Türkiye’nin yapısal problemlerini çözüp değer üretmeye devam ettiğini söyleyen Bakan Şimşek, “Türkiye yapısal olarak büyük bir pazar. Genç nüfus ve GSYH oranı çok güçlü, Türkiye yaklaşık yaklaşık 12 AB üyesi ülkesinde daha büyük. Geçen sene 1.3 trilyon dolarlık bir potansiyel vardı. Büyüyen ve büyümeye devam eden bir ekonomi” dedi.
Bakan Şimşek TCMB rezervlerinin giderek arttığını belirterek yaklaşık 36 milyar dolar iyileşmenin söz konusu olduğunu vurguladı. Şimşek “Bu gerçekten güçlü bir iyileşme. Kur korumalı mevduattan çıkıyoruz ve TL mevduat rezervlerimiz arttı, güven artıyor. Yerel para birimiyle yapılan varlıklar da değer kazanmaya devam ediyor. Enflasyon beklentileri bir yıllık yüzde 33, hâlâ hedeflerimizin altında ama hedeflerimize ulaşınca daha iyi bir orana ulaşacağız” ifadelerini kullandı.
‘Kredi derecelendirme kuruluşlarının Türkiye’ye yönelik beklentileri olumlu’
Mehmet Şimşek, kredi derecelendirme kuruluşlarının Türkiye’ye yönelik beklentilerinin olumlu olduğunu belirterek, Türkiye’ye neden yatırım yapılması gerektiğine ilişkin bilgi verdi.

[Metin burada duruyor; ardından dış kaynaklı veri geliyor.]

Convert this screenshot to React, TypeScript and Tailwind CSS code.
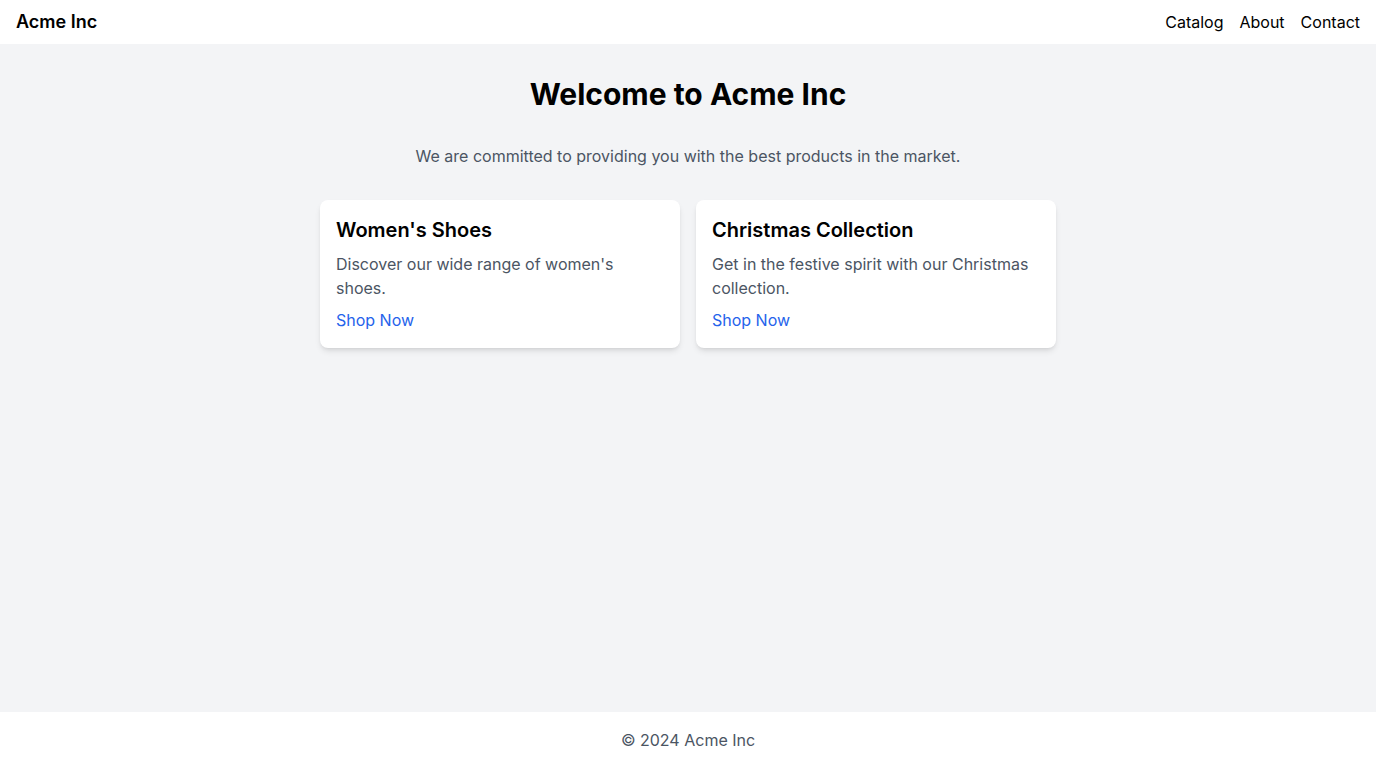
import React from "react";

const CARDS = [
  {
    title: "Women's Shoes",
    text: "Discover our wide range of women's shoes.",
  },
  {
    title: "Christmas Collection",
    text: "Get in the festive spirit with our Christmas collection.",
  },
];

export default function App() {
  return (
    <div className="flex min-h-screen flex-col bg-[#f3f4f6] font-['Inter',sans-serif] text-black">
      <header className="flex items-center justify-between bg-white px-4 py-2">
        <span className="text-lg font-semibold">Acme Inc</span>
        <nav className="flex gap-4 text-base">
          <a href="#">Catalog</a>
          <a href="#">About</a>
          <a href="#">Contact</a>
        </nav>
      </header>

      <main className="flex-1 px-4 py-8">
        <h1 className="text-center text-3xl font-bold">Welcome to Acme Inc</h1>
        <p className="mt-8 text-center text-base text-[#4b5563]">
          We are committed to providing you with the best products in the market.
        </p>
        <div className="mx-auto mt-8 grid max-w-3xl grid-cols-2 gap-4 px-4">
          {CARDS.map((card) => (
            <div key={card.title} className="rounded-lg bg-white p-4 shadow-md">
              <h2 className="text-xl font-semibold">{card.title}</h2>
              <p className="mt-2 text-[#4b5563]">{card.text}</p>
              <a href="#" className="mt-2 block text-[#2563eb]">
                Shop Now
              </a>
            </div>
          ))}
        </div>
      </main>

      <footer className="bg-white py-4 text-center text-[#4b5563]">
        © 2024 Acme Inc
      </footer>
    </div>
  );
}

Türkiye’nin yapısal problemlerini çözmeye başladığını vurgulayan Şimşek, yapısal olarak Türkiye’nin gerçekten büyük, çalışma çağındaki nüfus, güçlü iç pazar ve büyüme dinamikleri sayesinde cazip bir pazar olarak öne çıktığını söyledi.
Şimşek, Orta Vadeli Program’ın (OVP) en önemli sac ayaklarından birinin yapısal dönüşüm olduğunu, refahın sağlamlaştırılması için üretkenliği artırmak gerektiğini sözlerine ekledi.
Konuşmasının ardından bir gazetecinin “Bugün basında ‘uzun vadede doları dalgalanmaya bırakacağız’ ifadeniz yer aldı. Bu konuda ne söylemek istersiniz?” sorusuna Şimşek, “Zaten bırakıyoruz, orada bir sorun yok” karşılığını verdi.